====== Supplied data

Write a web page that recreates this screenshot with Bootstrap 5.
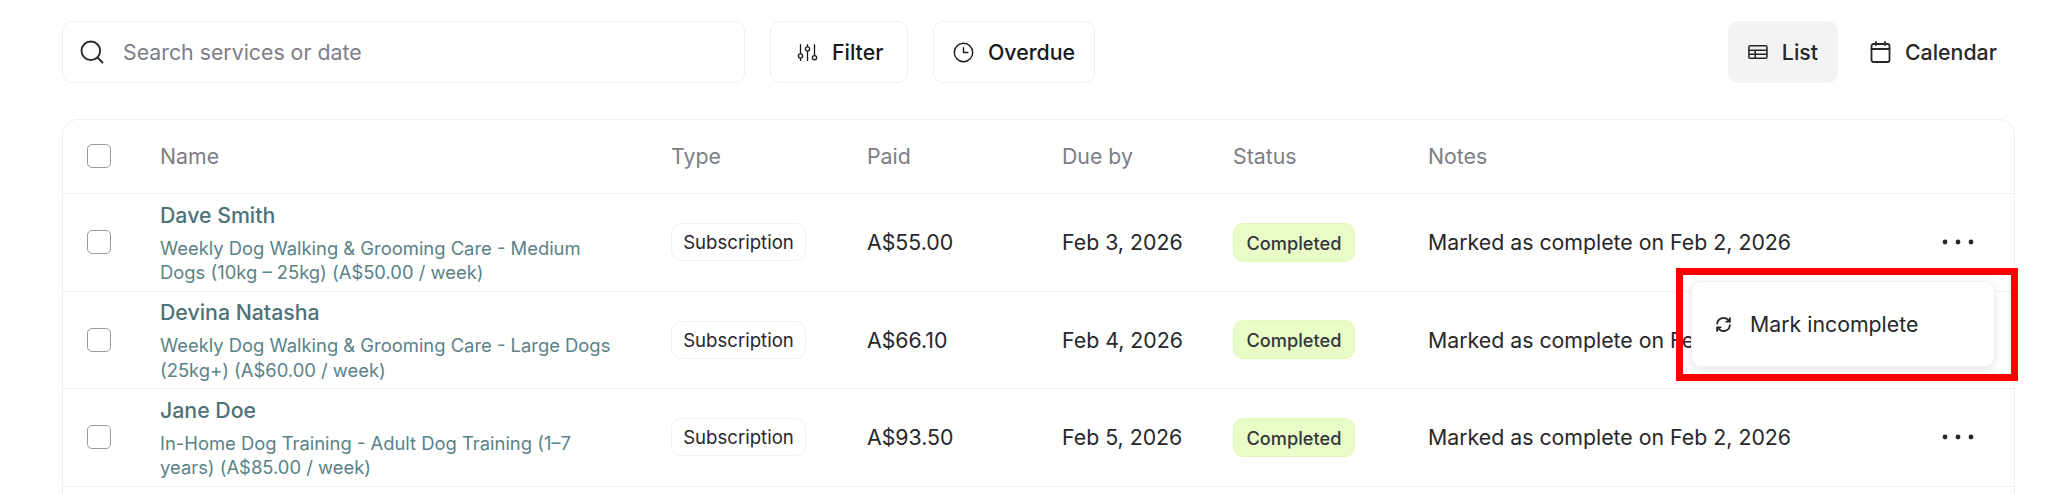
<!DOCTYPE html>
<html lang="en">
<head>
<meta charset="UTF-8" />
<meta name="viewport" content="width=device-width, initial-scale=1.0" />
<title>Bookings</title>
<link href="https://cdn.jsdelivr.net/npm/bootstrap@5.3.0/dist/css/bootstrap.min.css" rel="stylesheet" />
<style>
  html, body { height: 494px; overflow: hidden; }
  body { font-family: Inter, "Liberation Sans", sans-serif; font-size: 21.3px; color: #27272a; background: #fff; }
  .page-wrap { position: relative; padding: 21px 33px 0 62px; }
  .tool-bar { height: 62px; margin-right: -4px; margin-bottom: 36px; gap: 25px; }
  .search-box { width: 683px; height: 62px; border: 1px solid #efefef; border-radius: 10px; padding: 0 17px 0 15px; gap: 17px; color: #7d7d86; }
  .search-box svg { color: #27272a; }
  .tool-bar span, .row-menu span { padding-top: 2px; }
  .tool-btn { height: 62px; border: 1px solid #efefef; border-radius: 10px; gap: 14px; font-weight: 500; color: #18181b; background: #fff; padding: 0 15px; font-size: 21.3px; }
  .btn-filter { width: 138px; padding-left: 26px; }
  .btn-overdue { width: 162px; padding-left: 19px; }
  .view-btn { height: 62px; border-radius: 10px; gap: 14px; padding: 0 20px; font-size: 21.3px; font-weight: 500; color: #27272a; }
  .view-list { width: 110px; background: #f3f3f3; }
  .view-cal { width: 171px; margin-left: 10px; padding-left: 22px; padding-right: 0; }
  .data-card { border: 1px solid #efefef; border-bottom: 0; border-radius: 16px 16px 0 0; }
  .data-table { table-layout: fixed; width: 100%; margin: 0; border-collapse: collapse; }
  .data-table th, .data-table td { padding: 0; border-bottom: 1px solid #efefef; vertical-align: middle; font-size: 21.3px; color: #27272a; background: transparent; box-shadow: none; }
  .data-table th { height: 73.5px; font-weight: 400; color: #7d7d86; }
  .data-table tbody td { height: 97.5px; }
  .data-table tbody td.plain-cell { padding-top: 2px; }
  .data-table tr.fill-row td { height: 8px; border-bottom: 0; }
  .check-box.form-check-input { width: 24px; height: 24px; margin: 0 0 0 24px; display: block; border: 1.5px solid #9b9b9b; border-radius: 5px; }
  .head-check.form-check-input { margin-top: -2px; }
  .data-table tbody td.person-cell { padding-top: 2px; }
  .person-name { font-weight: 500; color: #4d7278; line-height: 26px; margin-bottom: 8px; }
  .person-plan { font-size: 18.4px; line-height: 24.5px; color: #5a8287; padding-right: 44px; }
  .type-pill { display: inline-block; height: 38px; line-height: 37px; width: 135px; text-align: center; border: 1.5px solid #f0f0f0; border-radius: 10px; font-size: 18.6px; font-weight: 400; color: #27272a; }
  .status-pill { display: inline-block; height: 39px; line-height: 38px; width: 122px; text-align: center; background: #e9fcc8; border: 1px solid #e2f8b8; border-radius: 10px; font-size: 18.2px; font-weight: 500; color: #33363a; }
  .more-dots { margin-left: 28px; display: block; }
  .row-menu { position: absolute; left: 1691px; top: 281px; width: 304px; height: 86px; background: #fff; border: 1px solid #f1f1f1; border-radius: 10px; box-shadow: 0 3px 8px rgba(0,0,0,.1); padding-left: 23px; gap: 18px; z-index: 2; }
  .callout-box { position: absolute; left: 1676px; top: 268px; width: 342px; height: 113px; border: 7px solid #fe0000; z-index: 3; }
</style>
</head>
<body>
<div class="page-wrap">
  <div class="tool-bar d-flex align-items-center">
    <div class="search-box d-flex align-items-center">
      <svg width="28" height="28" viewBox="0 0 24 24" fill="none" stroke="currentColor" stroke-width="1.6" stroke-linecap="round"><circle cx="11" cy="11" r="8"/><path d="m21 21-4.3-4.3"/></svg>
      <span>Search services or date</span>
    </div>
    <button type="button" class="btn tool-btn btn-filter d-flex align-items-center">
      <svg width="21" height="21" viewBox="0 0 24 24" fill="none" stroke="currentColor" stroke-width="1.5" stroke-linecap="round"><path d="M4 3v10M4 19v2M12 3v2M12 11v10M20 3v12"/><circle cx="4" cy="16" r="2.4"/><circle cx="12" cy="8" r="2.4"/><circle cx="20" cy="18" r="2.4"/></svg>
      <span>Filter</span>
    </button>
    <button type="button" class="btn tool-btn btn-overdue d-flex align-items-center">
      <svg width="21" height="21" viewBox="0 0 24 24" fill="none" stroke="currentColor" stroke-width="1.6" stroke-linecap="round" stroke-linejoin="round"><circle cx="12" cy="12" r="10.5"/><path d="M12 6.5V12h5"/></svg>
      <span>Overdue</span>
    </button>
    <div class="d-flex align-items-center ms-auto">
      <div class="view-btn view-list d-flex align-items-center">
        <svg width="22" height="20" viewBox="0 0 22 20" fill="none" stroke="currentColor" stroke-width="1.7"><rect x="1" y="3" width="20" height="14" rx="1.5"/><path d="M1 8h20M1 12.5h20M8 8v9"/></svg>
        <span>List</span>
      </div>
      <div class="view-btn view-cal d-flex align-items-center">
        <svg width="21" height="22" viewBox="0 0 21 22" fill="none" stroke="currentColor" stroke-width="1.8" stroke-linecap="round"><rect x="1.5" y="3" width="18" height="18" rx="2"/><path d="M1.5 8h18M6 1v3M15 1v3"/></svg>
        <span>Calendar</span>
      </div>
    </div>
  </div>

  <div class="data-card">
    <table class="table data-table">
      <colgroup>
        <col style="width:97px" /><col style="width:511px" /><col style="width:196px" /><col style="width:195px" /><col style="width:171px" /><col style="width:195px" /><col /><col style="width:100px" />
      </colgroup>
      <thead>
        <tr>
          <th><input class="form-check-input check-box head-check" type="checkbox" /></th>
          <th>Name</th><th>Type</th><th>Paid</th><th>Due by</th><th>Status</th><th>Notes</th><th></th>
        </tr>
      </thead>
      <tbody id="rows"></tbody>
    </table>
  </div>

  <div class="row-menu d-flex align-items-center">
    <svg width="17" height="17" viewBox="0 0 24 24" fill="none" stroke="#27272a" stroke-width="2.6" stroke-linecap="round" stroke-linejoin="round"><path d="M3 11a9 9 0 0 1 15.5-5.5L21 8M21 3v5h-5"/><path d="M21 13a9 9 0 0 1-15.5 5.5L3 16M3 21v-5h5"/></svg>
    <span>Mark incomplete</span>
  </div>
  <div class="callout-box"></div>
</div>

<script>
  // rows of the table
  const bookings = [
    { name: "Dave Smith", plan: "Weekly Dog Walking & Grooming Care - Medium Dogs (10kg – 25kg) (A$50.00 / week)", paid: "A$55.00", due: "Feb 3, 2026" },
    { name: "Devina Natasha", plan: "Weekly Dog Walking & Grooming Care - Large Dogs (25kg+) (A$60.00 / week)", paid: "A$66.10", due: "Feb 4, 2026" },
    { name: "Jane Doe", plan: "In-Home Dog Training - Adult Dog Training (1–7 years) (A$85.00 / week)", paid: "A$93.50", due: "Feb 5, 2026" }
  ];
  const dots = `<svg class="more-dots" width="32" height="6" viewBox="0 0 32 6" fill="#27272a"><circle cx="3" cy="3" r="2.4"/><circle cx="16" cy="3" r="2.4"/><circle cx="29" cy="3" r="2.4"/></svg>`;
  let html = "";
  bookings.forEach((b) => {
    html += `<tr>
      <td><input class="form-check-input check-box" type="checkbox" /></td>
      <td class="person-cell"><div class="person-name">${b.name}</div><div class="person-plan">${b.plan.replace("&", "&amp;")}</div></td>
      <td><span class="type-pill">Subscription</span></td>
      <td class="plain-cell">${b.paid}</td>
      <td class="plain-cell">${b.due}</td>
      <td><span class="status-pill">Completed</span></td>
      <td class="plain-cell">Marked as complete on Feb 2, 2026</td>
      <td>${dots}</td>
    </tr>`;
  });
  html += `<tr class="fill-row"><td colspan="8"></td></tr>`;
  document.getElementById("rows").innerHTML = html;
</script>
<script src="https://cdn.jsdelivr.net/npm/bootstrap@5.3.0/dist/js/bootstrap.bundle.min.js"></script>
</body>
</html>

============

Description of the task
From the listing above, copy every line that holds the string "page".

Result of the exercise
Write a web page that recreates this screenshot with Bootstrap 5.
  .page-wrap { position: relative; padding: 21px 33px 0 62px; }
<div class="page-wrap">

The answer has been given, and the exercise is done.